§ WORK TO COMPLETE: Copy nothing but the text: reproduce each line of the listing exactly and leave the pictures out.

§ GIVEN MATERIAL:
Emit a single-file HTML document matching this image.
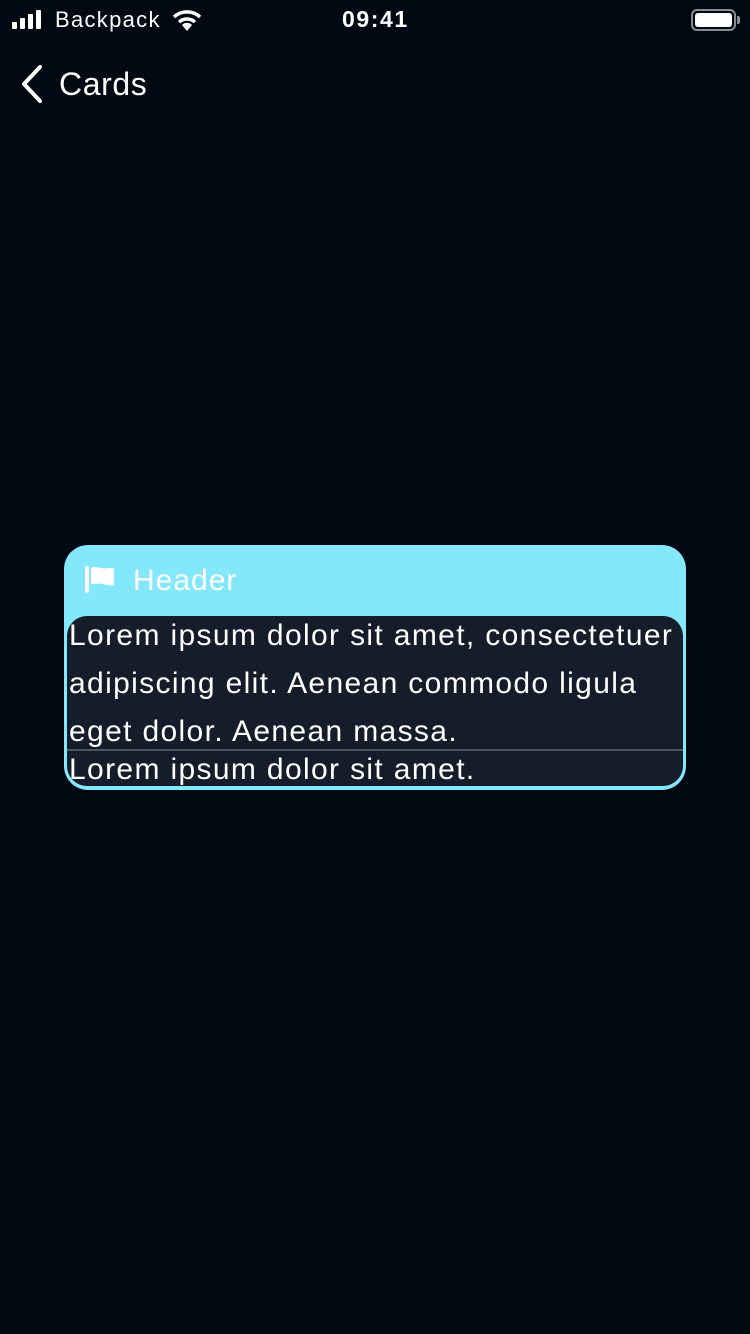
<!DOCTYPE html>
<html><head><meta charset="utf-8"><style>
*{margin:0;padding:0;box-sizing:border-box}
body{width:750px;height:1334px;background:#020912;font-family:"Liberation Sans",sans-serif;color:#fff;position:relative;overflow:hidden}
.abs{position:absolute}
</style></head><body>
<svg class="abs" style="left:12px;top:10px" width="36" height="20"><rect x="0" y="12" width="5" height="7" rx="1" fill="#fff"/><rect x="8" y="8" width="5" height="11" rx="1" fill="#fff"/><rect x="16" y="4" width="5" height="15" rx="1" fill="#fff"/><rect x="24" y="0" width="5" height="19" rx="1" fill="#fff"/></svg>
<div class="abs" style="left:55px;top:7px;font-size:22px;letter-spacing:1.3px">Backpack</div>
<svg class="abs" style="left:172px;top:9px" width="30" height="22" viewBox="0 0 30 22"><path d="M2 8 A19 19 0 0 1 28 8" stroke="#fff" stroke-width="3.5" fill="none"/><path d="M7 13 A12 12 0 0 1 23 13" stroke="#fff" stroke-width="3.5" fill="none"/><path d="M10 16 L15 22 L20 16 A7 7 0 0 0 10 16Z" fill="#fff"/></svg>
<div class="abs" style="left:342px;top:6px;font-size:23px;font-weight:bold;letter-spacing:1.6px">09:41</div>
<div class="abs" style="left:691px;top:9px;width:45px;height:22px;border:2px solid #8a8e94;border-radius:6px;padding:2px"><div style="width:100%;height:100%;background:#fff;border-radius:3px"></div></div>
<div class="abs" style="left:737px;top:16px;width:3px;height:8px;background:#8a8e94;border-radius:0 2px 2px 0"></div>
<svg class="abs" style="left:16px;top:64px" width="28" height="40"><path d="M24 3 L8 20 L24 37" stroke="#fff" stroke-width="4" fill="none" stroke-linecap="round" stroke-linejoin="round"/></svg>
<div class="abs" style="left:59px;top:66px;font-size:32px;letter-spacing:0.6px">Cards</div>
<div class="abs" style="left:64px;top:545px;width:622px;height:245px;background:#84e8fc;border-radius:24px"></div>
<svg class="abs" style="left:85px;top:566px" width="30" height="28"><rect x="0" y="0" width="4" height="27" rx="2" fill="#fff"/><path d="M6 2 C12 -1 16 4 23 2 L29 2 L29 19 C22 21 18 16 12 18 L6 18Z" fill="#fff"/></svg>
<div class="abs" style="left:133px;top:564px;font-size:30px;letter-spacing:1px">Header</div>
<div class="abs" style="left:67px;top:616px;width:616px;height:170px;background:#151d2a;border-radius:20px;overflow:hidden;font-size:30px;line-height:48px;letter-spacing:1.35px">
<div style="padding-left:2px;margin-top:-4px;width:612px">Lorem ipsum dolor sit amet, consectetuer adipiscing elit. Aenean commodo ligula eget dolor. Aenean massa.</div>
<div class="abs" style="left:0;top:133px;width:100%;height:2px;background:#4a5560"></div>
<div class="abs" style="left:2px;top:130px;">Lorem ipsum dolor sit amet.</div>
</div>
</body></html>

§ ANSWER:
Emit a single-file HTML document matching this image.
<!DOCTYPE html>
<html><head><meta charset="utf-8"><style>
*{margin:0;padding:0;box-sizing:border-box}
body{width:750px;height:1334px;background:#020912;font-family:"Liberation Sans",sans-serif;color:#fff;position:relative;overflow:hidden}
.abs{position:absolute}
</style></head><body>
<svg class="abs" style="left:12px;top:10px" width="36" height="20"><rect x="0" y="12" width="5" height="7" rx="1" fill="#fff"/><rect x="8" y="8" width="5" height="11" rx="1" fill="#fff"/><rect x="16" y="4" width="5" height="15" rx="1" fill="#fff"/><rect x="24" y="0" width="5" height="19" rx="1" fill="#fff"/></svg>
<div class="abs" style="left:55px;top:7px;font-size:22px;letter-spacing:1.3px">Backpack</div>
<svg class="abs" style="left:172px;top:9px" width="30" height="22" viewBox="0 0 30 22"><path d="M2 8 A19 19 0 0 1 28 8" stroke="#fff" stroke-width="3.5" fill="none"/><path d="M7 13 A12 12 0 0 1 23 13" stroke="#fff" stroke-width="3.5" fill="none"/><path d="M10 16 L15 22 L20 16 A7 7 0 0 0 10 16Z" fill="#fff"/></svg>
<div class="abs" style="left:342px;top:6px;font-size:23px;font-weight:bold;letter-spacing:1.6px">09:41</div>
<div class="abs" style="left:691px;top:9px;width:45px;height:22px;border:2px solid #8a8e94;border-radius:6px;padding:2px"><div style="width:100%;height:100%;background:#fff;border-radius:3px"></div></div>
<div class="abs" style="left:737px;top:16px;width:3px;height:8px;background:#8a8e94;border-radius:0 2px 2px 0"></div>
<svg class="abs" style="left:16px;top:64px" width="28" height="40"><path d="M24 3 L8 20 L24 37" stroke="#fff" stroke-width="4" fill="none" stroke-linecap="round" stroke-linejoin="round"/></svg>
<div class="abs" style="left:59px;top:66px;font-size:32px;letter-spacing:0.6px">Cards</div>
<div class="abs" style="left:64px;top:545px;width:622px;height:245px;background:#84e8fc;border-radius:24px"></div>
<svg class="abs" style="left:85px;top:566px" width="30" height="28"><rect x="0" y="0" width="4" height="27" rx="2" fill="#fff"/><path d="M6 2 C12 -1 16 4 23 2 L29 2 L29 19 C22 21 18 16 12 18 L6 18Z" fill="#fff"/></svg>
<div class="abs" style="left:133px;top:564px;font-size:30px;letter-spacing:1px">Header</div>
<div class="abs" style="left:67px;top:616px;width:616px;height:170px;background:#151d2a;border-radius:20px;overflow:hidden;font-size:30px;line-height:48px;letter-spacing:1.35px">
<div style="padding-left:2px;margin-top:-4px;width:612px">Lorem ipsum dolor sit amet, consectetuer adipiscing elit. Aenean commodo ligula eget dolor. Aenean massa.</div>
<div class="abs" style="left:0;top:133px;width:100%;height:2px;background:#4a5560"></div>
<div class="abs" style="left:2px;top:130px;">Lorem ipsum dolor sit amet.</div>
</div>
</body></html>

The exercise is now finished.